HGF reduces advancing lung fibrosis in mice: a potential role for MMP-dependent myofibroblast apoptosis

Abstract

Pulmonary fibrosis is characterized by a loss of lung epithelial cells, replaced by interstitial myofibroblasts to deposit extracellular matrix (ECM) proteins. Previous studies demonstrated that hepatocyte growth factor (HGF) improved lung fibrosis in murine models, whereas molecular mechanisms whereby HGF improved lung fibrosis have yet to be fully understood. When MRC-5 human lung fibroblasts were treated with transforming growth factor-beta1, the cells underwent phenotypic change similar to myofibroblasts and this was associated with up-regulation of c-Met/HGF receptor expression. For the myofibroblast-like cells, HGF increased activities of MMP-2/-9, predominant enzymes for breakdown of fibronectin (FN). Under such conditions, HGF induced caspase-dependent apoptosis, linked with a decrease in a FN central cell binding (CCB) domain involved in FAK phosphorylation. When MMI270 (a broad-spectrum MMP inhibitor) was added together with HGF, decreases in FN-CCB domain expression and FAK phosphorylation by HGF were restored, and these events were associated with an inhibition of HGF-induced apoptosis, suggesting that increased activities of MMPs underlie the major mechanism of HGF-mediated apoptosis in myofibroblasts.
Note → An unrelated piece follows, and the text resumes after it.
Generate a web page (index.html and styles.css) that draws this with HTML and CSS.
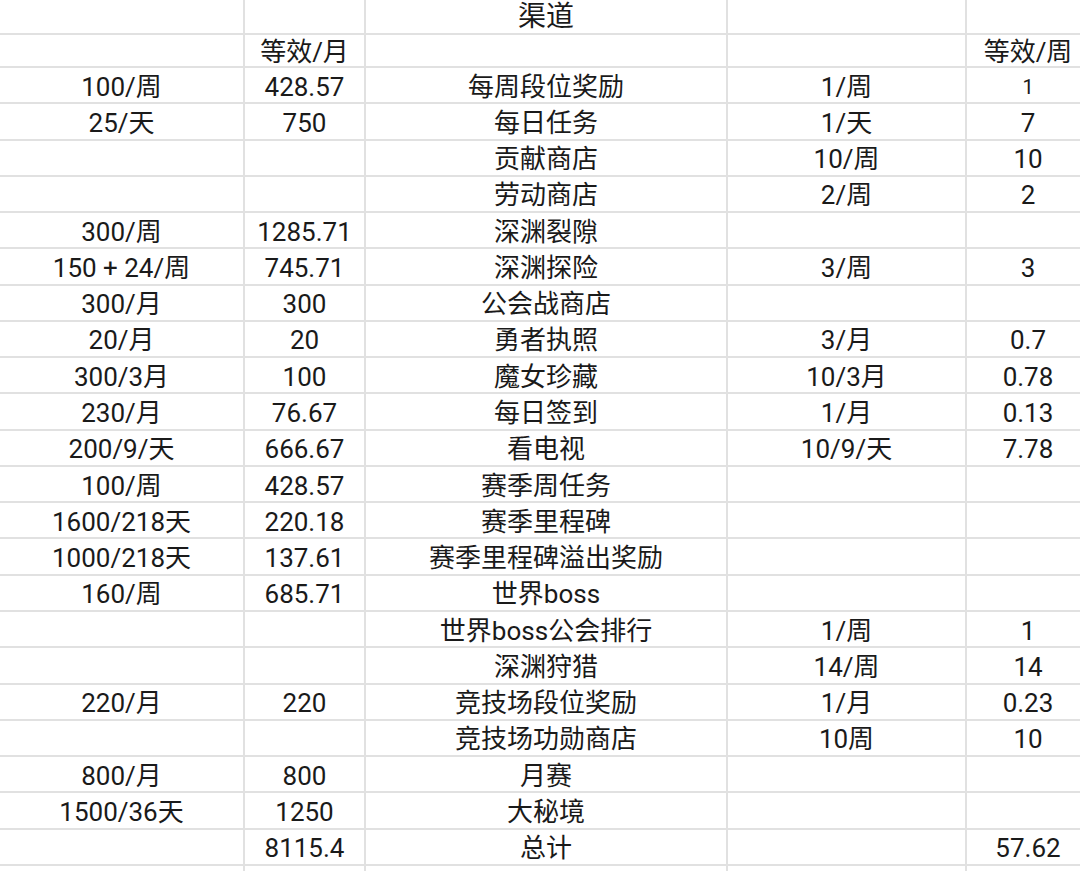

In bleomycin-treated mice, c-Met expression was found on interstitial myofibroblasts and HGF increased apoptosis in culture of myofibroblasts isolated from bleomycin-treated murine lungs. Furthermore, administration of recombinant HGF to bleomycin-treated mice increased lung MMP activities and enhanced myofibroblast apoptosis, while in vivo MMI270 injections together with HGF inhibited such MMP activation, leading to suppressed myofibroblast apoptosis. In conclusion, we identified HGF as a key ligand to elicit myofibroblast apoptosis and ECM degradation, whereas activation of the HGF/c-Met system in fibrotic lungs may be considered a target to attenuate progression of chronic lung disorders.